IPlugin Implementation#
DeepStream supports networks containing layers not supported by TensorRT but supported through implementations of the IPlugin interface. The objectDetector_SSD, objectDetector_FasterRCNN, and objectDetector_YoloV3 sample applications show examples of IPlugin implementations. DeepStream supports NVIDIA® TensorRT™ plugins for custom layers. The Gst-nvinfer plugin now has support for the IPluginV2 and IPluginCreator interface, introduced in TensorRT 5.0. For caffemodels and for backward compatibility with existing plugins, it also supports the following interfaces:
- nvinfer1::IPluginFactory 
See the TensorRT documentation for details on new and deprecated plugin interfaces.
How to Use IPluginCreator#
To use the new IPluginCreator interface you must implement the interface in an independent custom library. This library must be passed to the Gst-nvinfer plugin through its configuration file by specifying the library’s pathname with the custom-lib-path key.
Gst-nvinfer opens the library with dlopen(), which causes the plugin to be registered with TensorRT. There is no further direct interaction between the custom library and Gst-nvinfer. TensorRT calls the custom plugin functions as required.
The SSD sample provided with the SDK provides an example of using the IPluginV2 and IPluginCreator interface. This sample has been adapted from TensorRT.

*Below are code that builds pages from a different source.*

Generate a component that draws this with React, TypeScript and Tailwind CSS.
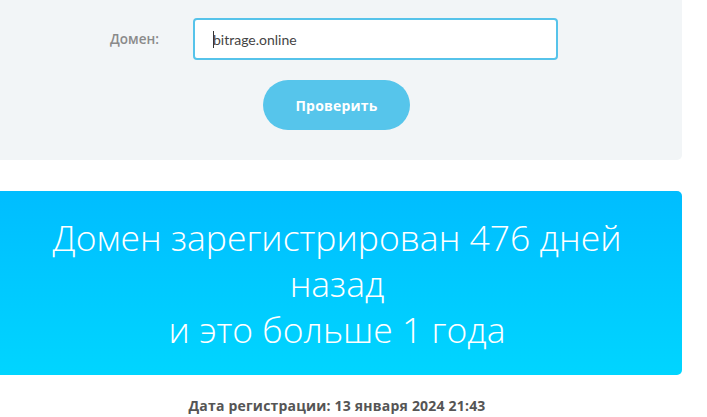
export default function App() {
  return (
    <div className="w-[707px] h-[417px] bg-white overflow-hidden font-['Open_Sans',sans-serif]">
      {/* search panel */}
      <div className="w-[682px] h-[160px] bg-[#f2f5f7] rounded-br-[5px] flex flex-col">
        <div className="flex items-center pt-[18px] pl-[110px]">
          <label className="w-[83px] text-[13.5px] font-semibold text-[#8a8a8a]">Домен:</label>
          <div className="w-[365px] h-[42px] bg-white border-2 border-[#56c3ea] rounded-[4px] flex items-center pl-[18px]">
            <span className="w-px h-[17px] bg-[#333] mr-[-1px]" />
            <span className="text-[14px] text-[#444] font-['Lato',sans-serif]">bitrage.online</span>
          </div>
        </div>
        <button className="ml-[263px] mt-[20px] w-[147px] h-[50px] rounded-full bg-[#56c5eb] text-white text-[14px] tracking-[0.2px] font-bold">
          Проверить
        </button>
      </div>

      {/* result banner */}
      <div className="mt-[31px] w-[682px] h-[184px] rounded-r-[5px] bg-gradient-to-b from-[#00bdff] to-[#00d5ff] pt-[23px] pr-[8px] text-center text-white text-[35.5px] leading-[46px] font-light">
        <div>Домен зарегистрирован 476 дней</div>
        <div>назад</div>
        <div>и это больше 1 года</div>
      </div>

      <div className="w-[674px] mt-[21px] text-center text-[14px] tracking-[0.2px] leading-[20px] font-bold text-[#555]">
        Дата регистрации: 13 января 2024 21:43
      </div>
    </div>
  );
}
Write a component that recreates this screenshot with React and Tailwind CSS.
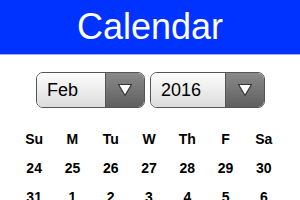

How to Use IPluginFactory#
To use the IPluginFactory interface, you must implement the interface in an independent custom library. Pass this library to the Gst-nvinfer plugin through the plugin’s configuration file by specifying the library’s pathname in the custom-lib-path key. The custom library must implement the applicable functions:
- NvDsInferPluginFactoryRuntimeGet 
- NvDsInferPluginFactoryRuntimeDestroy 
These structures are defined in nvdsinfer_custom_impl.h. The function definitions must be named as in the header file. Gst-nvinfer opens the custom library with dlopen() and looks for the names.
During Deserialization#
If deserializing the models requires an instance of NvInfer1::IPluginFactory, the custom library must also implement NvDsInferPluginFactoryRuntimeGet() and optionally NvDsInferPluginFactoryRuntimeDestroy(). During deserialization, Gst-nvinfer calls the library’s NvDsInferPluginFactoryRuntimeGet() function to get the IPluginFactory instance, then calls NvDsInferPluginFactoryRuntimeDestroy to destroy the instance if it finds that function during Gst-nvinfer deinitialization.
The FasterRCNN sample provided with the SDK provides an example of using the IPluginV2+nvcaffeparser1::IPluginFactoryV2 interface with DeepStream. This sample has been adapted from TensorRT. It also provides an example of using the legacy IPlugin + nvcaffeparser1::IPluginFactory + Gst-nvinfer 1::IPluginFactory interface for backward compatibility.
Input Layer Initialization#
DeepStream supports initializing non-image input layers for networks having more than one input layer. The layers are initialized only once before the first inference call. The objectDetector_FasterRCNN sample application shows an example of an implementation.
CUDA Engine Creation for Custom Models#
DeepStream supports creating TensorRT CUDA engines for models which are not in ONNX format, or which must be created from TensorRT Layer APIs. The objectDetector_YoloV3 sample application shows an example of the implementation. When using a single custom library for multiple nvinfer plugin instances in a pipeline, each instance can have its own implementation of engine-create-func-name and this can be specified in the configuration file. An example would be back-to-back detector pipeline with different types of yolo models.
IModelParser Interface for Custom Model Parsing#
This is an alternative to the “CUDA Engine Creation” interface for parsing and filling a TensorRT network (INetworkDefinition). The objectDetector_YoloV3 sample application shows an example of the implementation.